Et ça, Thomas Gronnemark, 43 ans, l’a bien compris. Dans les années 2000, ce Danois décide de consacrer sa vie à sa passion : les touches. Pas le foot, hein, juste les touches. « Depuis que je suis gosse, j’ai toujours aimé les touches. Je sais, ça peut paraître étrange, je suis une sorte de geek des touches. » Faut dire qu’il sait de quoi il parle. En 2010, Gronnemark est devenu le recordman de la plus longue remise en jeu (51,33 mètres). Preuve Guinness Book à l’appui.
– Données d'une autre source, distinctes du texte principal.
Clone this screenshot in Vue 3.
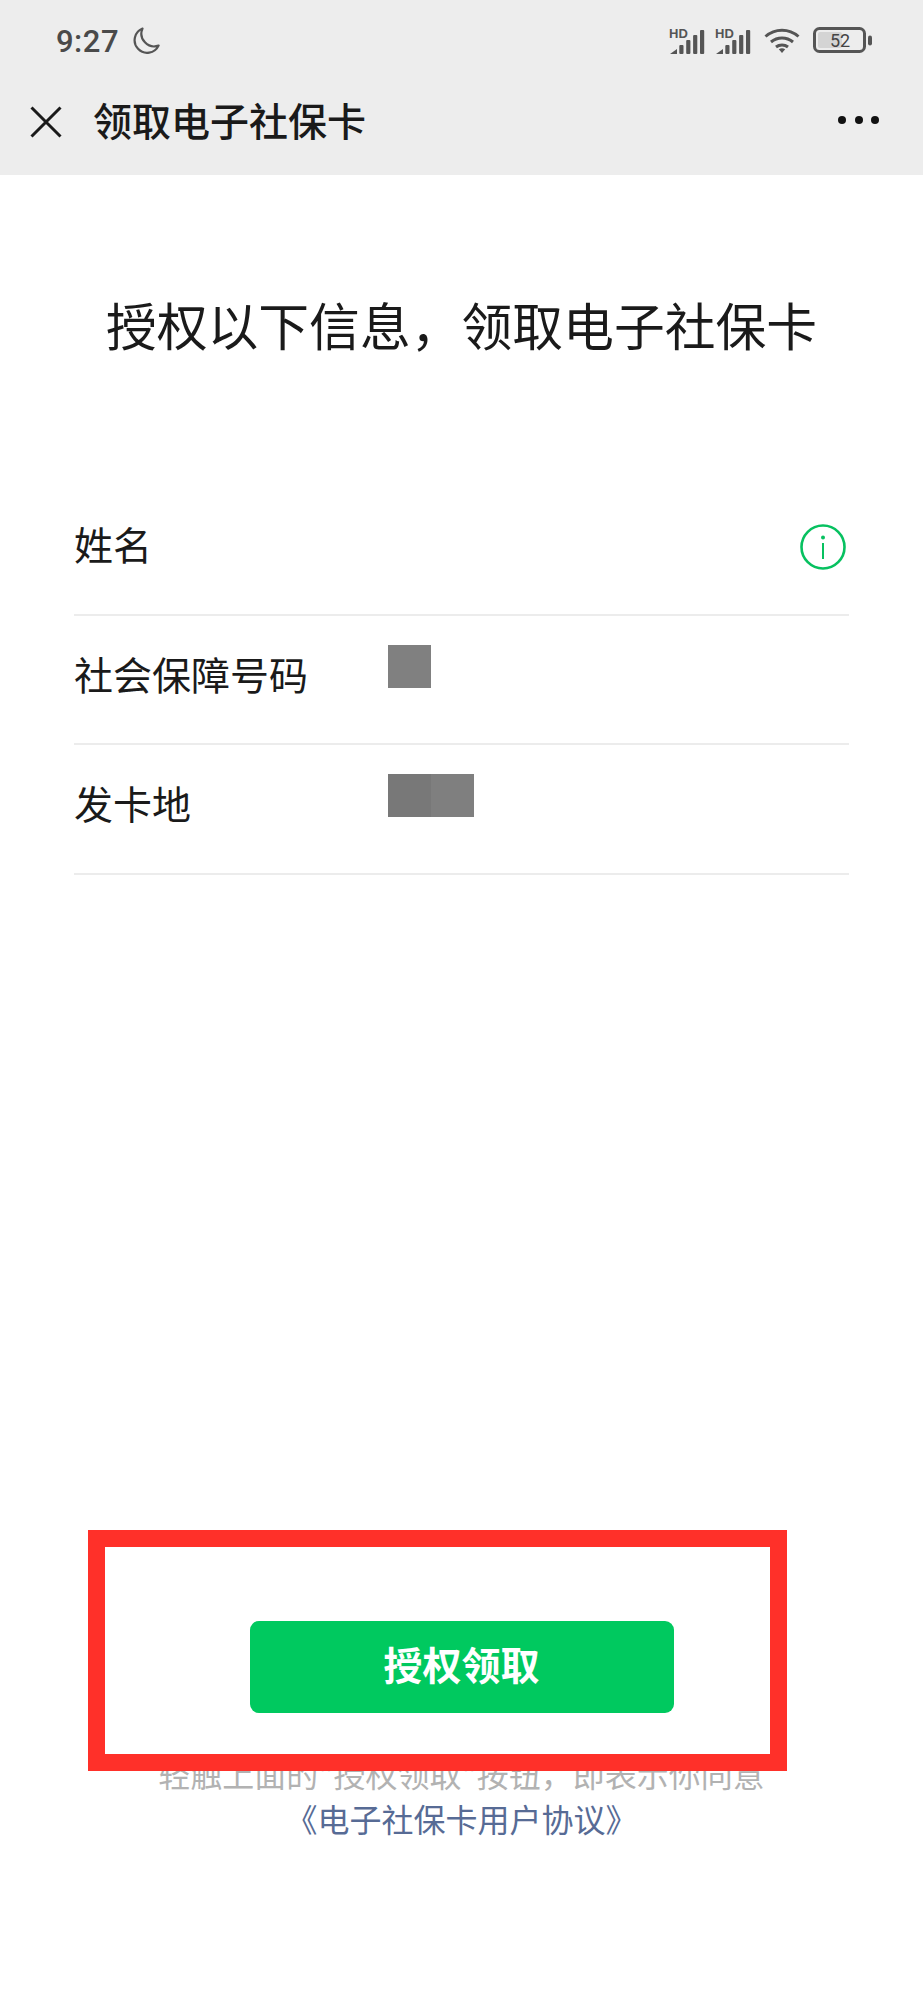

From AC Horsens to Liverpool FC very quickly

Pour Gronnemark, les clubs et les entraîneurs font une grave erreur en choisissant de snober ce geste, anodin sur le papier, crucial sur le pré. « Il y en a entre 40 et 50 par match, martèle-t-il à plusieurs reprises au téléphone comme obsédé. C’est pas rien. Et comme on ne peut pas être hors jeu sur une touche, c’est une vraie arme offensive, sans parler des touches longues qui font office de corner ouvert. Je le répète, quand on voit le nombre de touches par match, je trouve que ça serait stupide de ne pas y consacrer du temps à l’entraînement. » Alors il a décidé de se lancer.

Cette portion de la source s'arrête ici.